Convicted chiropractor and insurance fraudster Steven Paul sued his defense counsel for legal malpractice. According to his complaint, Paul was the target of an insurance-fraud investigation that began in about 2009. In the early stages of the investigation, before Paul was indicted, his attorneys allegedly advised him that if he cooperated with the government's investigation of others involved in the alleged scheme, "he would be rewarded with immunity from personal prosecution." Paul claims he helped with the investigation, and his attorneys told him they were in touch with the prosecution and that he was "'on track' to receive an immunity agreement" from the government. Paul alleges, however, that his attorneys knew the prosecutors wouldn't offer an immunity agreement and instead would be willing to enter into a deferred prosecution agreement with Paul.

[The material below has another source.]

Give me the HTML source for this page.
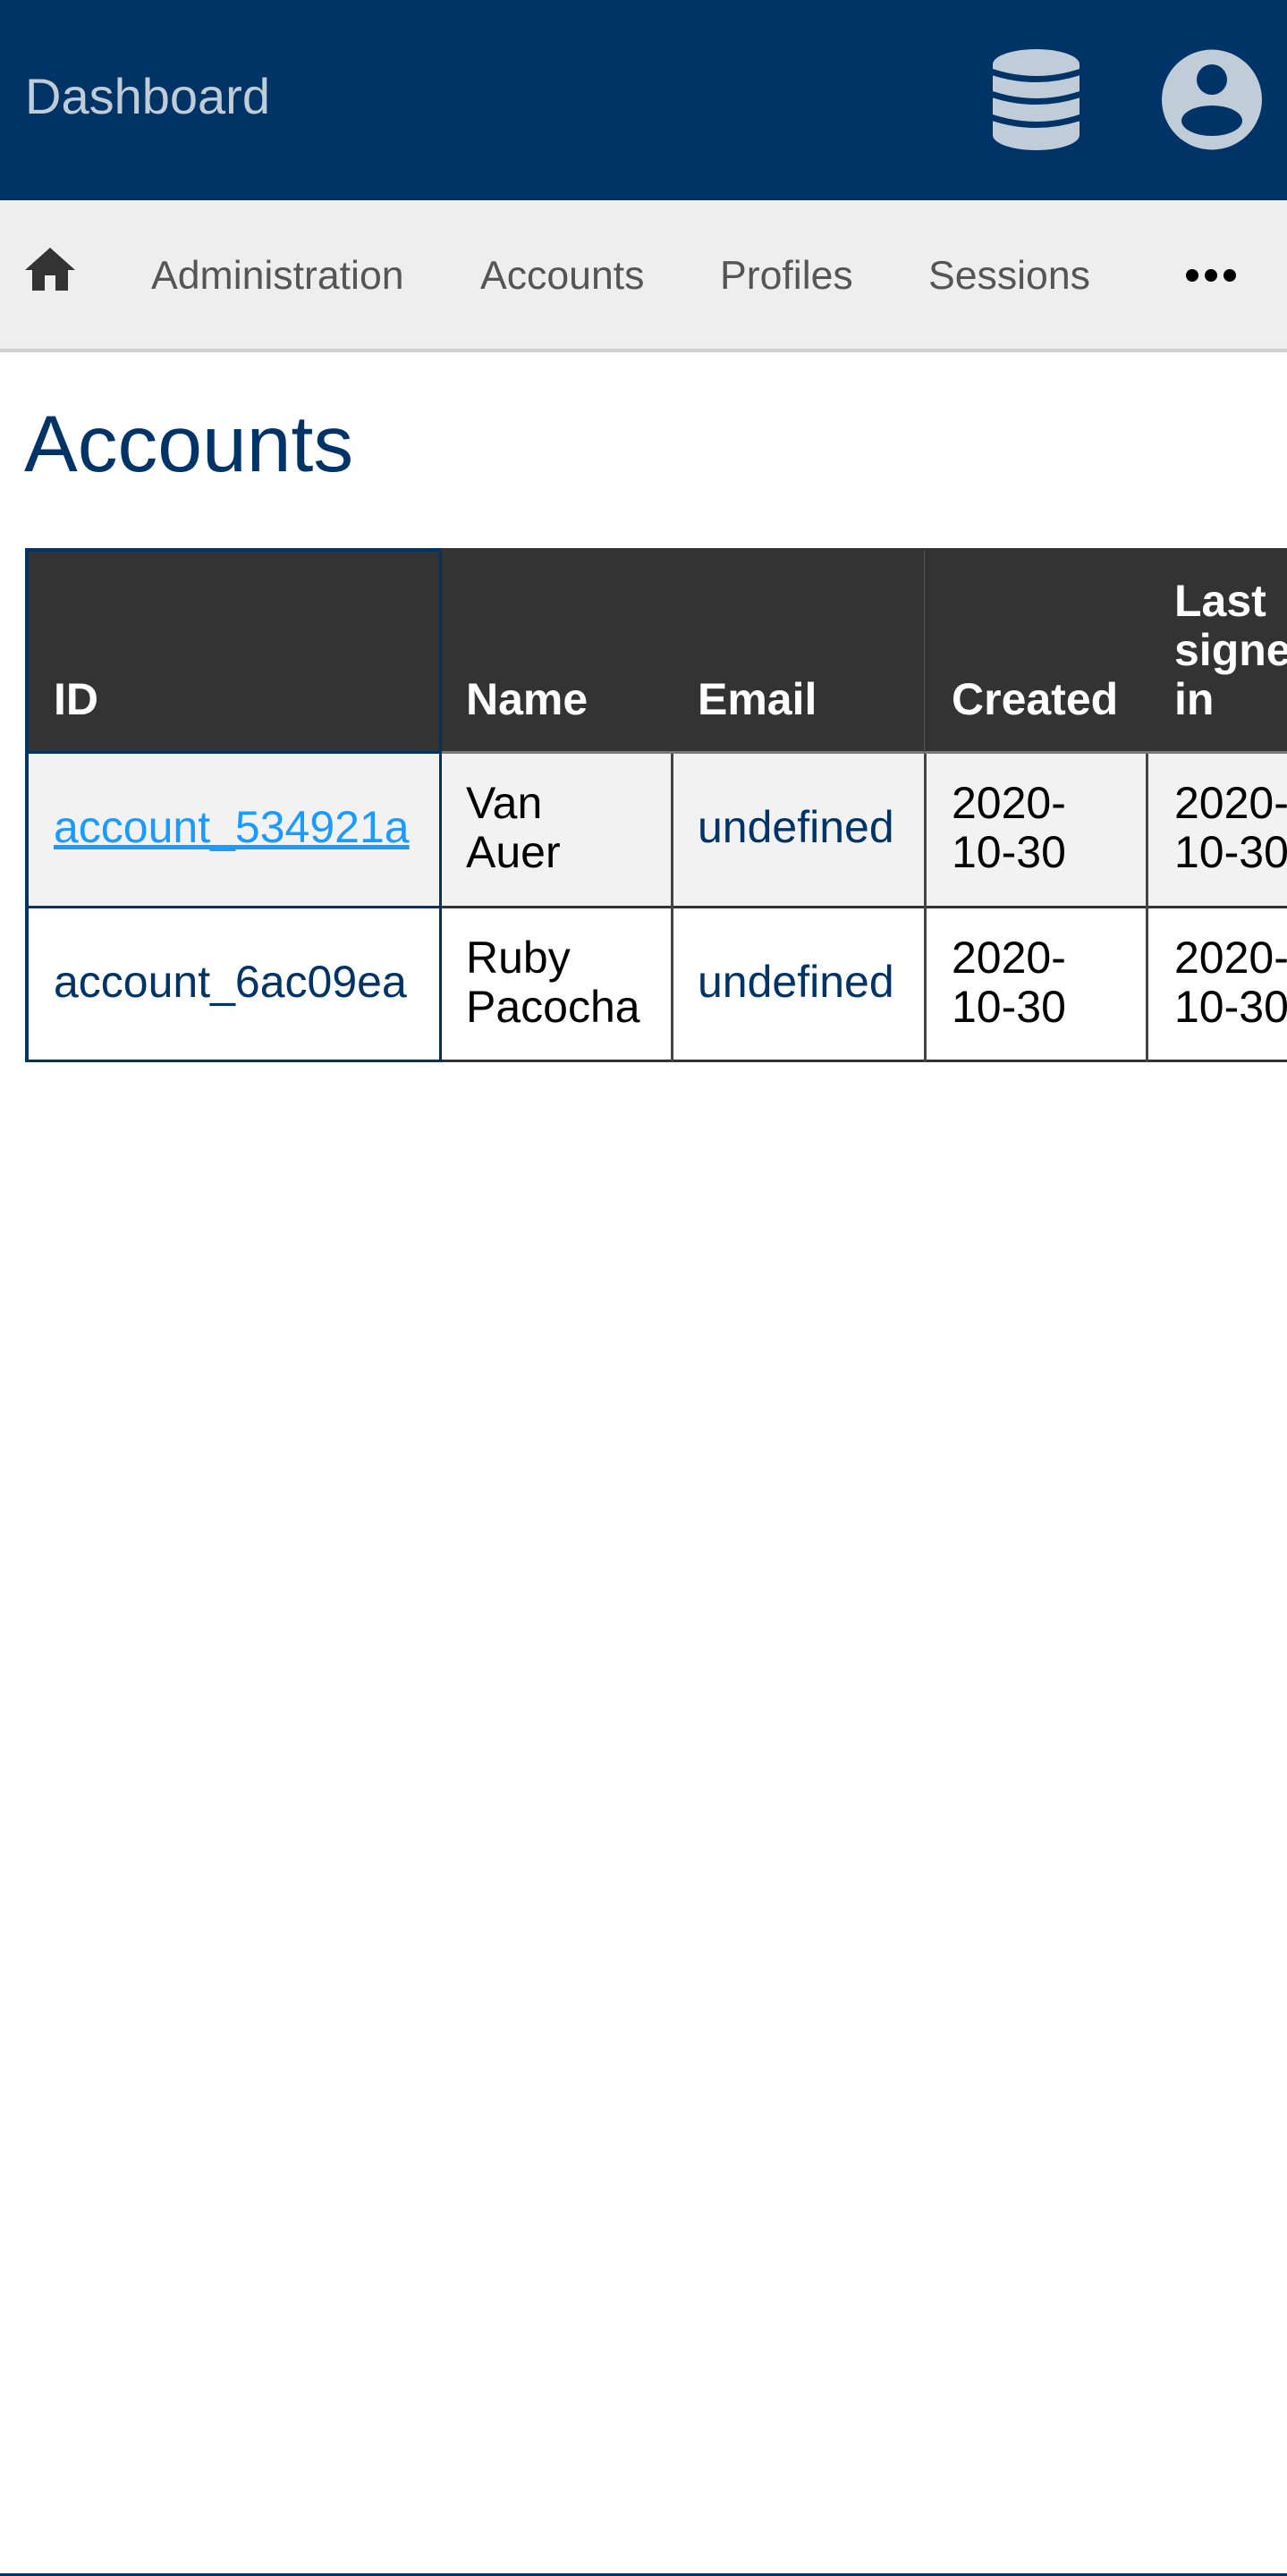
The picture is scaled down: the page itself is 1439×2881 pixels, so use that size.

Paul alleges that one of his lawyers was "personally offended" that the government wouldn't offer immunity and, without advising Paul, "flatly rejected the U.S. Attorney's offer of deferred prosecution." Later, the government offered a plea agreement to Paul, who had to plead guilty to insurance fraud. Prior to sentencing, Paul made a motion to withdraw his plea, arguing he received ineffective assistance of counsel. After an evidentiary hearing, where his lawyers conceded their failures, the court denied his motion. Paul was sentenced primarily to 20 months of incarceration and was ordered to pay more than $1 million in restitution. He then brought the instant lawsuit, which is pending in Illinois state court.